The banding comes from expanding luma from 16-235 to 0-255. This is done for typical PC monitors, which expect a full range signal. New Intel linux drivers by default give TVs a limited range signal, taking the expanded 0-255 and scaling it to 16-235. This does not eliminate the banding that was created by the original expansion, and original information below 16 and above 235 was already lost in that same step. (Why do they do it? It's the right thing according to the standards, and some TVs don't like full range -> crushed blacks.)
If the player software (xbmc in this case) decodes to 16-235 (meaning "don't change luminance, keep black at 16 and white at 235"), the video card outputs full range 0-255 (meaning "don't scale the levels, just output what you're given"), and display is set to limited range input (meaning "16 is black, 235 white"), we eliminate the banding in greyscale ramp (because the range is not scaled at any point) and keep blacker-than-black (luma values under 16) and white-than-white (luma values above 235).

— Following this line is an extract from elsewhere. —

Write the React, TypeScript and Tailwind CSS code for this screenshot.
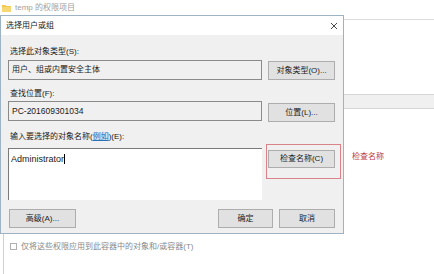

If your plasma defaults to limited range RGB (and doesn't listen to the infoframes in the HDMI stream) or you can set limited range manually, you don't need anything special. Just set your player software to 16-235 (which you can now do with Gotham and software decoding) and make sure the video card doesn't change the signal (the xrandr broadcast range "Full" setting mentioned a lot in this thread). In my case, the monitor obeys the infoframes (and there are other devices connected to the same input preventing a manual setting), so I need a patch to switch it to limited range without altering the video signal.